Given exercise: Find the lines containing the word "that" and copy every one of them.

Source material:
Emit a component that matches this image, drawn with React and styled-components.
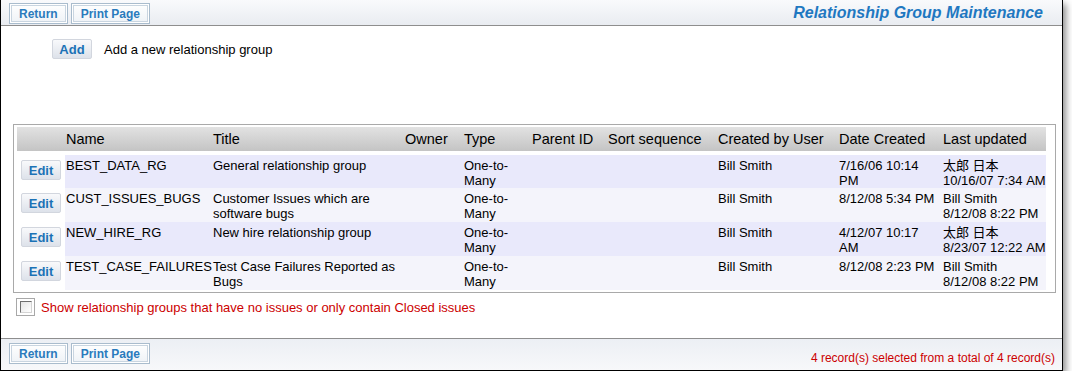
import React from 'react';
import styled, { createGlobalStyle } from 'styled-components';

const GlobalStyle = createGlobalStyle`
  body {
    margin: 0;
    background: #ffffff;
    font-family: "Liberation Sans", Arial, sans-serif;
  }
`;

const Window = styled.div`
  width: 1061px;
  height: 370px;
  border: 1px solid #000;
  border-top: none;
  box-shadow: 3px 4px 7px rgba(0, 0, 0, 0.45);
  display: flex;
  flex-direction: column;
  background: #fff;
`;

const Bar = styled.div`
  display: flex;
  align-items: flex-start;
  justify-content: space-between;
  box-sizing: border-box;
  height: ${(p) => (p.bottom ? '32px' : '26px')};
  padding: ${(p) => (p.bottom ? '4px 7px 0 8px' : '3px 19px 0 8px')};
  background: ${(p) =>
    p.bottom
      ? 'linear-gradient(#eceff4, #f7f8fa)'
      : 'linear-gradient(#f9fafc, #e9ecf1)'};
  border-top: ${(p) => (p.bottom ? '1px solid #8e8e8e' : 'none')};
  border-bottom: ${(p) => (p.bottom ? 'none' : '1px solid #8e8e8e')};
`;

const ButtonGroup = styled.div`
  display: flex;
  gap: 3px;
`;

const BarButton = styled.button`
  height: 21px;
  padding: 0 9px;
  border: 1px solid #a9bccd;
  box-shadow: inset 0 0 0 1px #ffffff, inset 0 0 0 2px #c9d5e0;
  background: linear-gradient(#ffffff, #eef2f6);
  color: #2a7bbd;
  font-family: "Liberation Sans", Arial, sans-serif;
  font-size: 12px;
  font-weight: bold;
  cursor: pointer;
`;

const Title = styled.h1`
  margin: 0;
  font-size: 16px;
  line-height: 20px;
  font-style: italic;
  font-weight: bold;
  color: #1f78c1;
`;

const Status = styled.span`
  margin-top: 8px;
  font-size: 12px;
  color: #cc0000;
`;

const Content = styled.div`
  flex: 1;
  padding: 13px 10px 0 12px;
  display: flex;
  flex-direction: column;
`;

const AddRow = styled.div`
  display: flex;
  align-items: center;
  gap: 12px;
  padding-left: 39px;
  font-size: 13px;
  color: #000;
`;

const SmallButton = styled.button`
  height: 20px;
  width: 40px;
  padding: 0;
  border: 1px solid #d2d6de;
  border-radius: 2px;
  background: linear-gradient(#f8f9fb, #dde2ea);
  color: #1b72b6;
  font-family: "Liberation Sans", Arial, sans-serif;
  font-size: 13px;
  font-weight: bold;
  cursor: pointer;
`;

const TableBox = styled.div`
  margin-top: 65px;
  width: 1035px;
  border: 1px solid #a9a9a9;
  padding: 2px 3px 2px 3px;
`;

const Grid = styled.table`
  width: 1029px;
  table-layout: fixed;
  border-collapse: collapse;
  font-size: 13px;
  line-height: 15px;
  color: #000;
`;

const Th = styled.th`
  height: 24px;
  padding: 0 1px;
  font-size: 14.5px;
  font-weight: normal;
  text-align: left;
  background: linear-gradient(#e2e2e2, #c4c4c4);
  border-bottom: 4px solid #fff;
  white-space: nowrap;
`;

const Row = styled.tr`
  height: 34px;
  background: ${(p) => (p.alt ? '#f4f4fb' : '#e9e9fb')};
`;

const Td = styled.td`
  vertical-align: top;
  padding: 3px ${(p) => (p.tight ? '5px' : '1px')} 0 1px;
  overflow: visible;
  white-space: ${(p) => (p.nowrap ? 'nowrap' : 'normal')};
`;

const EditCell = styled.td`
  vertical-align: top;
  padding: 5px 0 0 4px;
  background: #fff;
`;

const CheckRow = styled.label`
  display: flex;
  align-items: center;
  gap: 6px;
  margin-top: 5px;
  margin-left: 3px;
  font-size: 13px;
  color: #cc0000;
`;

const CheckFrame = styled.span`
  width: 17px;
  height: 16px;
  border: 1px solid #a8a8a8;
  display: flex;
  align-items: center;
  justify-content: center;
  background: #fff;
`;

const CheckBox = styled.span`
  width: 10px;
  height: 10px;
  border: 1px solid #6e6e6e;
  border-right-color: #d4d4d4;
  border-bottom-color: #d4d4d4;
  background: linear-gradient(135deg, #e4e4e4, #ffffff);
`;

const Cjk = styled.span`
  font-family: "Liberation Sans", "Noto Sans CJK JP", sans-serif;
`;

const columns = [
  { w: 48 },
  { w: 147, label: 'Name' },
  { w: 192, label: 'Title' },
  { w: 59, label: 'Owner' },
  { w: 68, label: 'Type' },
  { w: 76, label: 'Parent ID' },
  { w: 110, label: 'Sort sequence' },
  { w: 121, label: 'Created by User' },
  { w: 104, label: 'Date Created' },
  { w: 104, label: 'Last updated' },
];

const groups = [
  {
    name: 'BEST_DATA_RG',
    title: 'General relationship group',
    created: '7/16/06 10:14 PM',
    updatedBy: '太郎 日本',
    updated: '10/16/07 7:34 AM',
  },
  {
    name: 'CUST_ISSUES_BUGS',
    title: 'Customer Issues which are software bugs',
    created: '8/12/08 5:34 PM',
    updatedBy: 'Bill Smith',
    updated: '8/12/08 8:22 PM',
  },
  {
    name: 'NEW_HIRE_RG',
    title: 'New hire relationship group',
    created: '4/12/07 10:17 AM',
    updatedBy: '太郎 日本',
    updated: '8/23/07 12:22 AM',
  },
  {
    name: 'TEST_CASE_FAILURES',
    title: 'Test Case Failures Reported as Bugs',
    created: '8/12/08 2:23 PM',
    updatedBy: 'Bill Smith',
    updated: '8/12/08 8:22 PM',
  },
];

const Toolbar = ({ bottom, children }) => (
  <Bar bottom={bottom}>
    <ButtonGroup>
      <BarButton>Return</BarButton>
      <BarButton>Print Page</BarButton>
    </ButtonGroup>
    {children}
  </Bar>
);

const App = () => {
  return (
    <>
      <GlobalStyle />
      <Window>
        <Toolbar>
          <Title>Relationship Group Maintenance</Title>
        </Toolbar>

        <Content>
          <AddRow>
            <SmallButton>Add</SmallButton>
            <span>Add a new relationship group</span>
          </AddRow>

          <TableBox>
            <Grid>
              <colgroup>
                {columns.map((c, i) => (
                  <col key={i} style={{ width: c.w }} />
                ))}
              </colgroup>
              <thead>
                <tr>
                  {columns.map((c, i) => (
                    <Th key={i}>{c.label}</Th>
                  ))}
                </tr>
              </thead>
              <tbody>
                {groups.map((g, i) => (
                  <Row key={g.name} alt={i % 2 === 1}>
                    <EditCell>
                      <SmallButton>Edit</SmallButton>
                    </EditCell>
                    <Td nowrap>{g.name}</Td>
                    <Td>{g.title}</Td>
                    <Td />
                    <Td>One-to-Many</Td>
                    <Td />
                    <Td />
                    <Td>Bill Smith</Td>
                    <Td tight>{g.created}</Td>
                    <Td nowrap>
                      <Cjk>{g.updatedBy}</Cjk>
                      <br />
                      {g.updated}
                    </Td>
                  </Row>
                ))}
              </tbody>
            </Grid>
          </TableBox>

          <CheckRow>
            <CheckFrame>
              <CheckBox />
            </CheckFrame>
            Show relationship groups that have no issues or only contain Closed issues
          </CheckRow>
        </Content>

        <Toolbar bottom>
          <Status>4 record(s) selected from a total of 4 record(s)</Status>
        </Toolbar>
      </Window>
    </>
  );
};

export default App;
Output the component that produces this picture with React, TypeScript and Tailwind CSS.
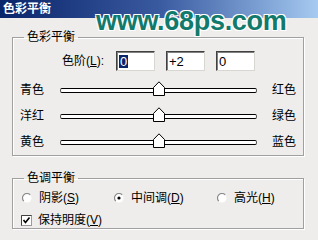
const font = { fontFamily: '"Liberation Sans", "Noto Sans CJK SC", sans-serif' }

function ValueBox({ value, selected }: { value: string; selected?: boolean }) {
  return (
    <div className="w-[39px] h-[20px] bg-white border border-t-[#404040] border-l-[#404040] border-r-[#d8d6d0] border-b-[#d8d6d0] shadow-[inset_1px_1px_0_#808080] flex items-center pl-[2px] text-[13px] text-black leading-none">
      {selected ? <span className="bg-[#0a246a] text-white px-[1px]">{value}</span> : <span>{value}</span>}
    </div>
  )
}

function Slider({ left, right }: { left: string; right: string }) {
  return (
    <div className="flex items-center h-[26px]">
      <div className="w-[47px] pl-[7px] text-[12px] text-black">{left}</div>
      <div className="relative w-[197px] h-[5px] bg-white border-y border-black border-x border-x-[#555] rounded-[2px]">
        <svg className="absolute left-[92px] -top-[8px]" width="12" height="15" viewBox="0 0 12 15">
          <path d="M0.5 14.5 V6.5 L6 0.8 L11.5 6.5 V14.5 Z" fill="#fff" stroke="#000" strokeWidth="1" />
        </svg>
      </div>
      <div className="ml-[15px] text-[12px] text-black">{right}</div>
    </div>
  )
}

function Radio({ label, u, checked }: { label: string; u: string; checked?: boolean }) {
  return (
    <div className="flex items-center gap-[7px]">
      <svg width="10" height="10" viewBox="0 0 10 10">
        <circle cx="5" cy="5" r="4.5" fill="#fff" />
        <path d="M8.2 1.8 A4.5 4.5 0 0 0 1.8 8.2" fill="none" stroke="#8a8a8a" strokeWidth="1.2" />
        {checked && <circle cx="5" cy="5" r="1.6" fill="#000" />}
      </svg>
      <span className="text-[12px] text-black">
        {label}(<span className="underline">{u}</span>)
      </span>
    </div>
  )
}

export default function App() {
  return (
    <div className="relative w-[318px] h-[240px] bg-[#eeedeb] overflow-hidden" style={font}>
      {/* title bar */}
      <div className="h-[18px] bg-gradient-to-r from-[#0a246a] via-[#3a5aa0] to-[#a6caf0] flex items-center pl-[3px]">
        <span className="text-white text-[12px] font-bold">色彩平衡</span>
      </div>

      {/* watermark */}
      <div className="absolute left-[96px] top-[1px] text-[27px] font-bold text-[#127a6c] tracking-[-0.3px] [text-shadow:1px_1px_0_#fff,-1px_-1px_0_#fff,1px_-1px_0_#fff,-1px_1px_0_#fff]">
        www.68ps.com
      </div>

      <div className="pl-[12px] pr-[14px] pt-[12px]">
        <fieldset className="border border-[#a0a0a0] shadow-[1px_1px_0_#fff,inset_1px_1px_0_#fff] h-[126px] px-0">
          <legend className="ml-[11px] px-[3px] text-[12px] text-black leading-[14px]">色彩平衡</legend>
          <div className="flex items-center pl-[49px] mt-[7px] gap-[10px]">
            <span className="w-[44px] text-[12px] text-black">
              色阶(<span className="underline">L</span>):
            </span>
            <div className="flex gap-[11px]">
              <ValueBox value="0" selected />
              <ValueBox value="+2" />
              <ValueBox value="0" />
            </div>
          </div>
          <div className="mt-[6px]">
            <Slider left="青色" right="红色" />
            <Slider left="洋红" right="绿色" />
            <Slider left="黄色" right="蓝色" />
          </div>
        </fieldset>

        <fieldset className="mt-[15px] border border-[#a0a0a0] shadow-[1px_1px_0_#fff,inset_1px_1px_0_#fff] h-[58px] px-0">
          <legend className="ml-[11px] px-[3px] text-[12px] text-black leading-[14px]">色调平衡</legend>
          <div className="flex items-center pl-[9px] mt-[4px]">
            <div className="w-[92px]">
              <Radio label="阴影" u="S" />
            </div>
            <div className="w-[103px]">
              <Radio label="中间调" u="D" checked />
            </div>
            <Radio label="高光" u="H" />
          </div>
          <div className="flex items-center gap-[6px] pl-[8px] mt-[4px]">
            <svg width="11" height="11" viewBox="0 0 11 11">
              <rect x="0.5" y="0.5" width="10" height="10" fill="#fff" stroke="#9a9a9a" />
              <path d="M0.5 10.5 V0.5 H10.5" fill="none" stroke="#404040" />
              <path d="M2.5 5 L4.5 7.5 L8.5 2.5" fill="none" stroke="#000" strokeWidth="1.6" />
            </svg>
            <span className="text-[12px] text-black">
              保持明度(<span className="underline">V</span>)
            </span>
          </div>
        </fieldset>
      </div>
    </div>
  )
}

Reply to the exercise:
Emit a component that matches this image, drawn with React and styled-components.
            Show relationship groups that have no issues or only contain Closed issues
Output the component that produces this picture with React, TypeScript and Tailwind CSS.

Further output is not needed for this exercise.